UNITED STATES DISTRICT COURT NORTHERN DISTRICT OF ILLINOIS EASTERN DIVISION


May 29, 2007

THE LEE QUIGLEY COMPANY, INC. PLAINTIFF,
v.
METAL POLISHERS UNION, LOCAL 8A-28A, DEFENDANT.

The opinion of the court was delivered by: Judge George M. Marovich

MEMORANDUM OPINION AND ORDER

Plaintiff the Lee Quigley Company, Inc. ("Quigley") filed this action to vacate an arbitration award in an arbitration between Quigley and Metal Polishers, Production and Novelty Workers Union, Local 8A-28A, AFL-CIO, ("Local 8A" or the "Union"). The Union filed a counterclaim for confirmation of the arbitration award. Quigley has filed a motion for summary judgment on its claim, and the Union has filed a motion for judgment on the pleadings on both parties' claims. For the reasons set forth below, the Court denies Quigley's motion for summary judgment and grants the Union's motion for judgment on the pleadings.

I. Background

Before the Court is both a motion for summary judgment and a motion for judgment on the pleadings. Unless otherwise noted, the following facts are undisputed and come from the pleadings.*fn1 The pleadings include the complaint, answer and documents attached to the pleadings. Fed.R.Civ.Pro. 7(a) and 10(c).

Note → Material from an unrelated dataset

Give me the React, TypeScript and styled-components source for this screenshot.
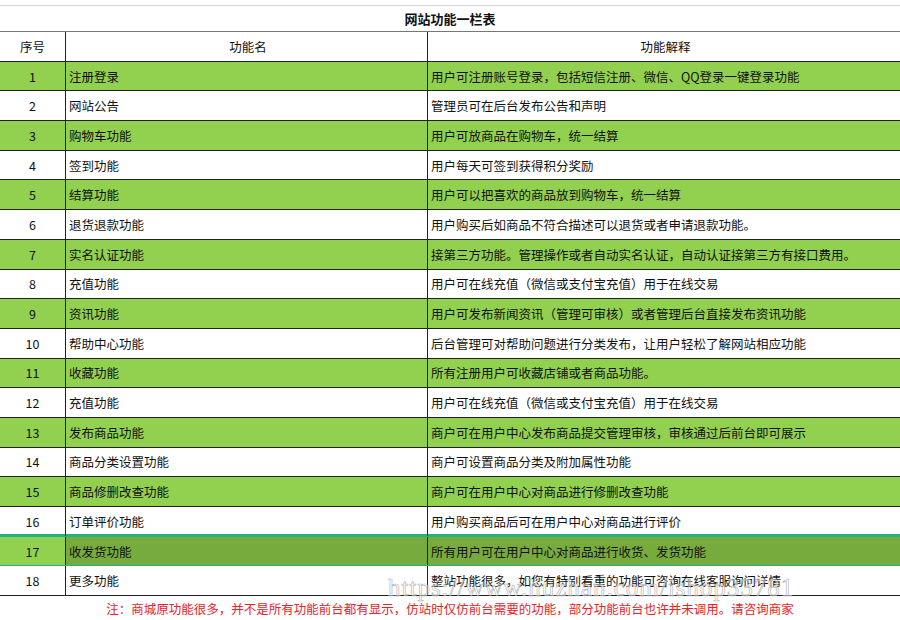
import styled, { createGlobalStyle } from 'styled-components'

const Global = createGlobalStyle`
  body { margin: 0; background: #fff; font-family: "Noto Sans CJK SC", "Noto Sans", sans-serif; }
`

const rows: [string, string, string][] = [
  ['1', '注册登录', '用户可注册账号登录，包括短信注册、微信、QQ登录一键登录功能'],
  ['2', '网站公告', '管理员可在后台发布公告和声明'],
  ['3', '购物车功能', '用户可放商品在购物车，统一结算'],
  ['4', '签到功能', '用户每天可签到获得积分奖励'],
  ['5', '结算功能', '用户可以把喜欢的商品放到购物车，统一结算'],
  ['6', '退货退款功能', '用户购买后如商品不符合描述可以退货或者申请退款功能。'],
  ['7', '实名认证功能', '接第三方功能。管理操作或者自动实名认证，自动认证接第三方有接口费用。'],
  ['8', '充值功能', '用户可在线充值（微信或支付宝充值）用于在线交易'],
  ['9', '资讯功能', '用户可发布新闻资讯（管理可审核）或者管理后台直接发布资讯功能'],
  ['10', '帮助中心功能', '后台管理可对帮助问题进行分类发布，让用户轻松了解网站相应功能'],
  ['11', '收藏功能', '所有注册用户可收藏店铺或者商品功能。'],
  ['12', '充值功能', '用户可在线充值（微信或支付宝充值）用于在线交易'],
  ['13', '发布商品功能', '商户可在用户中心发布商品提交管理审核，审核通过后前台即可展示'],
  ['14', '商品分类设置功能', '商户可设置商品分类及附加属性功能'],
  ['15', '商品修删改查功能', '商户可在用户中心对商品进行修删改查功能'],
  ['16', '订单评价功能', '用户购买商品后可在用户中心对商品进行评价'],
  ['17', '收发货功能', '所有用户可在用户中心对商品进行收货、发货功能'],
  ['18', '更多功能', '整站功能很多，如您有特别看重的功能可咨询在线客服询问详情'],
]

const Sheet = styled.div`
  position: relative;
  width: 900px;
  height: 620px;
  overflow: hidden;
  font-size: 12.5px;
  color: #111;
`

const TopStrip = styled.div`
  height: 5px;
  border-bottom: 1px solid #d4d8e0;
`

const Title = styled.div`
  height: 25px;
  line-height: 25px;
  text-align: center;
  font-weight: bold;
  font-size: 13px;
  border-bottom: 1px solid #777;
`

const Row = styled.div<{ $fill: string; $sel?: boolean }>`
  display: grid;
  grid-template-columns: 65px 362px 1fr;
  height: 28.7px;
  background: ${p => p.$fill};
  border-bottom: ${p => (p.$sel ? '3px solid #21b383' : '1px solid #222')};
  border-top: ${p => (p.$sel ? '3px solid #21b383' : 'none')};
  margin-top: ${p => (p.$sel ? '-3px' : '0')};
  margin-bottom: ${p => (p.$sel ? '-2px' : '0')};
`

const Cell = styled.div<{ $center?: boolean; $fill?: string }>`
  display: flex;
  align-items: center;
  justify-content: ${p => (p.$center ? 'center' : 'flex-start')};
  padding-left: ${p => (p.$center ? '0' : '3px')};
  border-left: ${p => (p.$center ? 'none' : '1px solid #222')};
  background: ${p => p.$fill || 'transparent'};
  white-space: nowrap;
  overflow: hidden;
`

const Note = styled.div`
  text-align: center;
  color: #e8222a;
  font-size: 12.5px;
  margin-top: 3px;
`

const Watermark = styled.div`
  position: absolute;
  left: 388px;
  top: 574px;
  font-family: "Liberation Serif", serif;
  font-size: 25px;
  letter-spacing: 1px;
  color: rgba(255, 255, 255, 0.5);
  -webkit-text-stroke: 0.7px rgba(150, 150, 150, 0.7);
  pointer-events: none;
`

export default function App() {
  return (
    <Sheet>
      <Global />
      <TopStrip />
      <Title>网站功能一栏表</Title>
      <Row $fill="#fff">
        <Cell $center>序号</Cell>
        <Cell style={{ justifyContent: 'center' }}>功能名</Cell>
        <Cell style={{ justifyContent: 'center' }}>功能解释</Cell>
      </Row>
      {rows.map(([n, name, desc], i) => {
        const green = i % 2 === 0
        const sel = n === '17'
        return (
          <Row key={n} $fill={sel ? '#78ab3e' : green ? '#92d050' : '#fff'} $sel={sel}>
            <Cell $center $fill={sel ? '#92d050' : undefined}>{n}</Cell>
            <Cell>{name}</Cell>
            <Cell>{desc}</Cell>
          </Row>
        )
      })}
      <Note>注：商城原功能很多，并不是所有功能前台都有显示，仿站时仅仿前台需要的功能，部分功能前台也许并未调用。请咨询商家</Note>
      <Watermark>https://www.huzhan.com/ishop33781</Watermark>
    </Sheet>
  )
}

In 2004, Quigley and the Union signed off on a collective bargaining agreement (the "CBA") that covered the time period of January 1, 2004 through January 31, 2007. Among other things, the collective bargaining agreement provided:

ARTICLE I

RECOGNITION OF UNION

D. The parties will negotiate a Construction Agreement. Until such time the Company agrees to comply with any applicable prevailing wage laws on such sites. The Union will also make every effort to file the maintenance rate with the state and/or county.

ARTICLE XXXIII GRIEVANCES, DISPUTES, ARBITRATION

C. Step 3--Mediation and Arbitration: Any and all disputes which may give rise between the Company and the Union as to the meaning, application, performance or operation of this Agreement, or disputed discharges which the parties are unable to adjust through the grievance procedure set forth above shall be submitted for arbitration to the Chicago area office of the American Arbitration Association (AAA) pursuant to the rules and regulations in force at the time of such arbitration, and the decision of the arbitrator within the scope of his jurisdiction under the Agreement shall be final and conclusive upon the parties hereto. If the dispute is not referred to arbitration within thirty (30) days following the Company's response to step two of the grievance or within 60 calendar days from the date of the incident, or from the date of finding out about such incident, the grievance shall not be arbitral. (CBA at 1, 22).

In June 2005, Quigley entered a subcontract with Berglund Construction to work on the Dirksen and Kluczynski Federal Buildings. Some of the employees Quigley assigned to work on the project were covered by the CBA. Soon enough, the Union and Quigley disputed the appropriate rate of pay for Union members working on the project. Quigley paid the employees the Federal prevailing wage rate of $19.97 per hour, while the Union thought the members should be paid the Cook County prevailing wage rate of $32.10 per hour. The Union filed a grievance on behalf of its members, and the parties took the dispute to arbitration before Arbitrator Steven Bierig ("Bierig" or the "Arbitrator").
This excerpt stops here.